::: DATA ENTRIES :::

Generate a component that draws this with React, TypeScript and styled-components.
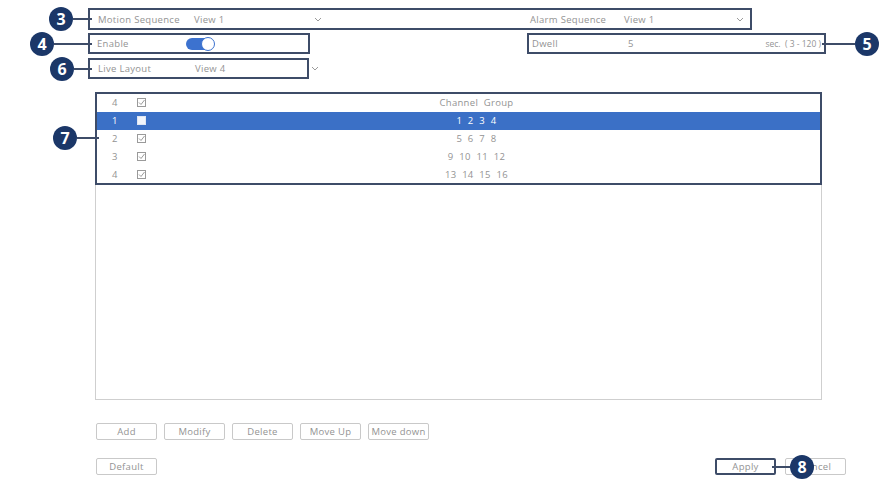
import React from "react";
import styled, { createGlobalStyle } from "styled-components";

const Global = createGlobalStyle`
  html, body { margin: 0; padding: 0; background: #ffffff; }
  body { font-family: "Open Sans", "Liberation Sans", sans-serif; }
`;

const NAVY = "#1b3768";
const FRAME = "#3e4c68";
const TEXT = "#939393";

const Page = styled.div`
  width: 884px;
  height: 481px;
  box-sizing: border-box;
  padding: 8px 0 0 88px;
  display: flex;
  flex-direction: column;
  color: ${TEXT};
  font-size: 9.5px;
  letter-spacing: 0.3px;
  overflow: hidden;
`;

const Framed = styled.div<{ $w: number; $h?: number }>`
  position: relative;
  box-sizing: border-box;
  width: ${(p) => p.$w}px;
  height: ${(p) => p.$h ?? 21}px;
  border: 2px solid ${FRAME};
  display: flex;
  align-items: center;
`;

const Row = styled.div<{ $mt?: number }>`
  display: flex;
  align-items: center;
  margin-top: ${(p) => p.$mt ?? 0}px;
`;

const Label = styled.span<{ $w: number }>`
  width: ${(p) => p.$w}px;
  flex: none;
  white-space: nowrap;
`;

const Range = styled.span`
  flex: 1;
  text-align: right;
  padding-right: 3px;
  font-size: 8.5px;
  letter-spacing: 0;
  white-space: nowrap;
`;

const Chevron = styled.span<{ $ml: number }>`
  margin-left: ${(p) => p.$ml}px;
  display: inline-flex;
  align-items: center;
`;

const Badge = styled.div<{ $side: "left" | "right"; $line: number }>`
  position: absolute;
  top: 50%;
  ${(p) => (p.$side === "left" ? `right: calc(100% + ${p.$line}px);` : `left: calc(100% + ${p.$line}px);`)}
  transform: translateY(-50%);
  width: 24px;
  height: 24px;
  border-radius: 50%;
  background: ${NAVY};
  color: #fff;
  font-family: "Open Sans", "Liberation Sans", sans-serif;
  font-weight: 700;
  font-size: 16px;
  letter-spacing: 0;
  display: flex;
  align-items: center;
  justify-content: center;
  z-index: 3;
  &::after {
    content: "";
    position: absolute;
    top: 50%;
    height: 2px;
    margin-top: -1px;
    width: ${(p) => p.$line + 2}px;
    background: ${FRAME};
    ${(p) => (p.$side === "left" ? "left: 100%;" : "right: 100%;")}
  }
`;

const Toggle = styled.span`
  position: relative;
  width: 28px;
  height: 12px;
  border-radius: 6px;
  background: #3c72cf;
  display: inline-block;
  &::after {
    content: "";
    position: absolute;
    right: -1px;
    top: -1px;
    width: 12px;
    height: 12px;
    border-radius: 50%;
    background: #fff;
    border: 1px solid #3c72cf;
  }
`;

const Panel = styled.div`
  margin: 13px 0 0 7px;
  width: 727px;
  height: 308px;
  box-sizing: border-box;
  border: 1px solid #cfcfcf;
`;

const Table = styled.div`
  position: relative;
  margin: -1px;
  box-sizing: border-box;
  border: 2px solid ${FRAME};
  display: flex;
  flex-direction: column;
`;

const TRow = styled.div<{ $sel?: boolean }>`
  display: grid;
  grid-template-columns: 34px 22px 1fr 20px;
  align-items: center;
  height: 17.8px;
  background: ${(p) => (p.$sel ? "#3b70c6" : "transparent")};
  color: ${(p) => (p.$sel ? "#ffffff" : TEXT)};
`;

const Cell = styled.span<{ $center?: boolean }>`
  text-align: ${(p) => (p.$center ? "center" : "left")};
  padding-left: ${(p) => (p.$center ? 0 : 15)}px;
  white-space: nowrap;
  word-spacing: 3px;
`;

const CheckCell = styled.span`
  padding-left: 6px;
  display: flex;
  align-items: center;
`;

const Check = ({ filled }: { filled?: boolean }) => (
  <svg width="9" height="9" viewBox="0 0 9 9">
    {filled ? (
      <rect x="0.5" y="0.5" width="8" height="8" fill="#f2f5fb" stroke="#dfe6f3" />
    ) : (
      <>
        <rect x="0.5" y="0.5" width="8" height="8" fill="none" stroke="#9a9a9a" />
        <path d="M2 4.5 L4 6.5 L7.5 2" fill="none" stroke="#9a9a9a" strokeWidth="1" />
      </>
    )}
  </svg>
);

const ButtonRow = styled.div<{ $mt: number; $w?: number }>`
  display: flex;
  align-items: center;
  gap: 7px;
  margin: ${(p) => p.$mt}px 0 0 8px;
  width: ${(p) => (p.$w ? `${p.$w}px` : "auto")};
`;

const Btn = styled.button<{ $strong?: boolean }>`
  width: 61px;
  height: 17px;
  box-sizing: border-box;
  padding: 0;
  background: #fff;
  border: ${(p) => (p.$strong ? `2px solid ${FRAME}` : "1px solid #c9c9c9")};
  border-radius: 2px;
  color: ${TEXT};
  font-family: inherit;
  font-size: 9.5px;
  letter-spacing: 0.3px;
  white-space: nowrap;
  position: relative;
`;

const Spacer = styled.div`
  flex: 1;
`;

const ChevronIcon = () => (
  <svg width="8" height="5" viewBox="0 0 8 5">
    <path d="M1 1 L4 4 L7 1" fill="none" stroke="#9a9a9a" strokeWidth="1" />
  </svg>
);

const groups = [
  { n: "1", g: "1 2 3 4", sel: true },
  { n: "2", g: "5 6 7 8" },
  { n: "3", g: "9 10 11 12" },
  { n: "4", g: "13 14 15 16" },
];

export default function App() {
  return (
    <>
      <Global />
      <Page>
        <Framed $w={664} $h={22}>
          <Badge $side="left" $line={17}>3</Badge>
          <Label $w={96} style={{ paddingLeft: 8 }}>Motion Sequence</Label>
          <Label $w={120}>View 1</Label>
          <Chevron $ml={0}><ChevronIcon /></Chevron>
          <Label $w={208} />
          <Label $w={94}>Alarm Sequence</Label>
          <Label $w={112}>View 1</Label>
          <ChevronIcon />
        </Framed>
        <Row $mt={3}>
          <Framed $w={222}>
            <Badge $side="left" $line={36}>4</Badge>
            <Label $w={89} style={{ paddingLeft: 7 }}>Enable</Label>
            <Toggle />
          </Framed>
          <Framed $w={299} style={{ marginLeft: 217 }}>
            <Badge $side="right" $line={31}>5</Badge>
            <Label $w={96} style={{ paddingLeft: 3 }}>Dwell</Label>
            <Label $w={20}>5</Label>
            <Range>sec.&nbsp;&nbsp;( 3 - 120 )</Range>
          </Framed>
        </Row>
        <Row $mt={4}>
          <Framed $w={221}>
            <Badge $side="left" $line={16}>6</Badge>
            <Label $w={97} style={{ paddingLeft: 8 }}>Live Layout</Label>
            <Label $w={110}>View 4</Label>
          </Framed>
          <Chevron $ml={2}><ChevronIcon /></Chevron>
        </Row>
        <Panel>
          <Table>
            <Badge $side="left" $line={20}>7</Badge>
            <TRow>
              <Cell>4</Cell>
              <CheckCell><Check /></CheckCell>
              <Cell $center>Channel Group</Cell>
            </TRow>
            {groups.map((r) => (
              <TRow key={r.n} $sel={r.sel}>
                <Cell>{r.n}</Cell>
                <CheckCell><Check filled={r.sel} /></CheckCell>
                <Cell $center>{r.g}</Cell>
              </TRow>
            ))}
          </Table>
        </Panel>
        <ButtonRow $mt={23}>
          <Btn>Add</Btn>
          <Btn>Modify</Btn>
          <Btn>Delete</Btn>
          <Btn>Move Up</Btn>
          <Btn>Move down</Btn>
        </ButtonRow>
        <ButtonRow $mt={18} $w={750}>
          <Btn>Default</Btn>
          <Spacer />
          <Btn $strong>
            Apply
            <Badge $side="right" $line={16}>8</Badge>
          </Btn>
          <Btn style={{ marginLeft: 2 }}>Cancel</Btn>
        </ButtonRow>
      </Page>
    </>
  );
}
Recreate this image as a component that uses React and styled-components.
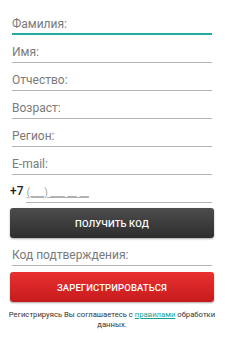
import React from "react";
import styled, { createGlobalStyle } from "styled-components";

const GlobalStyle = createGlobalStyle`
	html, body {
		margin: 0;
		padding: 0;
		background: #ffffff;
	}
	body {
		font-family: Roboto, "Liberation Sans", sans-serif;
	}
`;

const fields = ["Фамилия:", "Имя:", "Отчество:", "Возраст:", "Регион:", "E-mail:"];

export default function App() {
	return (
		<>
			<GlobalStyle />
			<Form>
				{fields.map((label, i) => (
					<Field key={label} active={i === 0}>
						<Placeholder>{label}</Placeholder>
					</Field>
				))}
				<PhoneRow>
					<PhonePrefix>+7</PhonePrefix>
					<PhoneInput>
						<PhoneMask>(___) ___ __ __</PhoneMask>
					</PhoneInput>
				</PhoneRow>
				<Button variant="dark">получить код</Button>
				<Field>
					<Placeholder>Код подтверждения:</Placeholder>
				</Field>
				<Button variant="red">Зарегистрироваться</Button>
				<Note>
					Регистрируясь Вы соглашаетесь с <NoteLink>правилами</NoteLink> обработки
					<br />
					данных.
				</Note>
			</Form>
		</>
	);
}

const Form = styled.div`
	width: 225px;
	height: 355px;
	box-sizing: border-box;
	padding: 7px 13px 0 12px;
	display: flex;
	flex-direction: column;
	background: #ffffff;
`;

const Field = styled.div`
	height: 28px;
	box-sizing: border-box;
	display: flex;
	align-items: flex-end;
	border-bottom: ${(p) => (p.active ? "2px solid #20ad9f" : "1px solid #b4b4b4")};
	padding-bottom: ${(p) => (p.active ? "2px" : "3px")};
`;

const Placeholder = styled.span`
	font-size: 12px;
	line-height: 14px;
	color: #7a7a7a;
	white-space: nowrap;
`;

const PhoneRow = styled.div`
	height: 28px;
	margin-left: -2px;
	display: flex;
	align-items: flex-end;
	gap: 3px;
`;

const PhonePrefix = styled.span`
	font-size: 12px;
	font-weight: 500;
	line-height: 14px;
	color: #1c1c1c;
	padding-bottom: 5px;
`;

const PhoneInput = styled.div`
	flex: 1;
	box-sizing: border-box;
	border-bottom: 1px solid #b4b4b4;
	padding-bottom: 2px;
	display: flex;
	align-items: flex-end;
`;

const PhoneMask = styled.span`
	font-size: 10.5px;
	line-height: 14px;
	color: #a8a8a8;
	text-decoration: underline;
	text-decoration-color: #b0b0b0;
`;

const Button = styled.div`
	margin: ${(p) => (p.variant === "dark" ? "5px -2px 0" : "6px -2px 0")};
	height: 30px;
	border-radius: 3px;
	display: flex;
	align-items: center;
	justify-content: center;
	color: #ffffff;
	font-size: 9.5px;
	font-weight: 500;
	text-transform: uppercase;
	letter-spacing: 0.1px;
	background: ${(p) =>
		p.variant === "dark"
			? "linear-gradient(#4d4d4d, #2d2d2d)"
			: "linear-gradient(#e8302f, #c71b1d)"};
	box-shadow: 0 1px 2px rgba(0, 0, 0, 0.35);
`;

const Note = styled.p`
	margin: 8px -10px 0;
	font-size: 7.7px;
	line-height: 9.5px;
	color: #333333;
	text-align: center;
`;

const NoteLink = styled.span`
	color: #1a9e92;
	text-decoration: underline;
`;
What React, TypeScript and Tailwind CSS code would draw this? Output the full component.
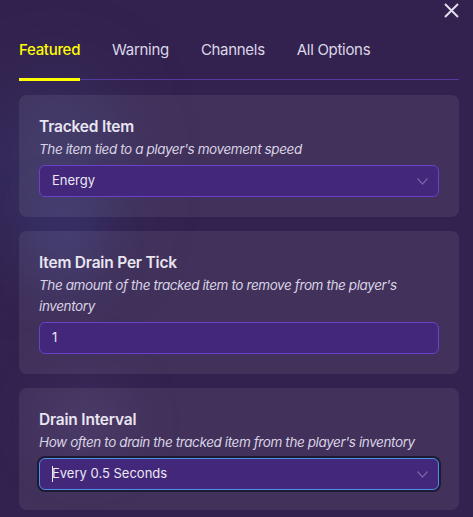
import React from 'react';

const tabs = ['Featured', 'Warning', 'Channels', 'All Options'];

const Chevron = () => (
  <svg width="11" height="7" viewBox="0 0 11 7" fill="none" className="text-[#7a62a8]">
    <path d="M0.5 0.5l5 5.5l5-5.5" stroke="currentColor" strokeWidth="1.2" />
  </svg>
);

const Card: React.FC<{ title: string; desc: string; children: React.ReactNode }> = ({ title, desc, children }) => (
  <div className="rounded-lg bg-white/[0.07] px-5 pt-5 pb-5">
    <h3 className="text-[15.5px] leading-6 font-semibold tracking-[-0.2px] text-[#e9e5f1]">{title}</h3>
    <p className="text-[13.5px] leading-[21px] italic tracking-[-0.4px] text-[#d9d3e4]">{desc}</p>
    <div className="mt-[5px]">{children}</div>
  </div>
);

export default function App() {
  return (
    <div className="relative min-h-[517px] overflow-hidden bg-[#33224f] pl-[19px] pr-[14px] pb-2 font-['Inter',sans-serif]">
      {/* background glow */}
      <div className="pointer-events-none absolute left-[0px] top-[80px] h-[180px] w-[110px] rounded-full bg-[#3a3d78]/50 blur-2xl" />
      <div className="pointer-events-none absolute left-[40px] top-[200px] h-[90px] w-[50px] rounded-full bg-[#3b3f82]/40 blur-xl" />
      <div className="pointer-events-none absolute left-[40px] top-[380px] h-[80px] w-[90px] rounded-full bg-[#4a3a6e]/40 blur-xl" />

      <button className="absolute right-[13px] top-[2px] text-[#e2deeb]" aria-label="Close">
        <svg width="17" height="17" viewBox="0 0 17 17" fill="none">
          <path d="M2 2l13 13M15 2L2 15" stroke="currentColor" strokeWidth="2" />
        </svg>
      </button>

      <div className="relative pt-[38px]">
        <div className="flex gap-8 border-b border-[#5639a0]">
          {tabs.map((t, i) => (
            <div
              key={t}
              className={`-mb-[2px] pb-[16px] text-[15px] leading-6 tracking-[-0.3px] ${
                i === 0 ? 'border-b-[3px] border-[#ffff00] font-medium text-[#ffff00]' : 'border-b-[3px] border-transparent text-[#dcd7e8]'
              }`}
            >
              {t}
            </div>
          ))}
        </div>
      </div>

      <div className="relative mt-[15px] flex flex-col gap-[14px]">
        <Card title="Tracked Item" desc="The item tied to a player's movement speed">
          <div className="flex h-8 items-center justify-between rounded-md border border-[#6a41c8] bg-[#42277a] pl-3 pr-[10px] text-[13px] text-[#ebe7f3]">
            <span>Energy</span>
            <Chevron />
          </div>
        </Card>

        <Card title="Item Drain Per Tick" desc="The amount of the tracked item to remove from the player's inventory">
          <div className="flex h-8 items-center rounded-md border border-[#6a41c8] bg-[#42277a] px-3 text-[13px] text-[#ebe7f3]">
            1
          </div>
        </Card>

        <Card title="Drain Interval" desc="How often to drain the tracked item from the player's inventory">
          <div className="flex h-8 items-center justify-between rounded-md border-[1.5px] border-[#4c8fe6] bg-[#42277a] pl-3 pr-[10px] text-[13px] text-[#ebe7f3] ring-2 ring-[#1f1a33]">
            <span className="flex items-center">
              <span className="mr-[-1px] inline-block h-[16px] w-[1px] bg-[#ebe7f3]" />
              Every 0.5 Seconds
            </span>
            <Chevron />
          </div>
        </Card>
      </div>
    </div>
  );
}
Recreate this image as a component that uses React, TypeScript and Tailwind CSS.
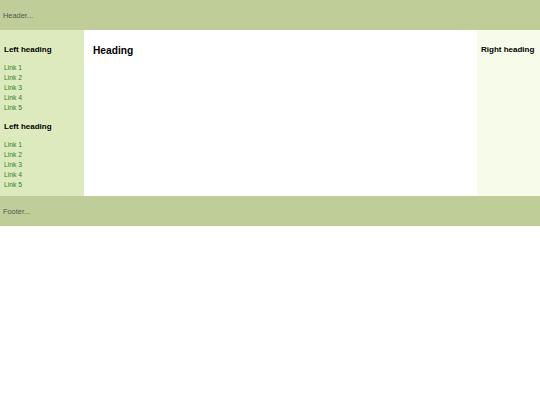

:::

### WHAT IS EXPECTED
Pull out each line of the listing that holds the string "Recreate".

### FULL SOLUTION
Recreate this image as a component that uses React and styled-components.
Recreate this image as a component that uses React, TypeScript and Tailwind CSS.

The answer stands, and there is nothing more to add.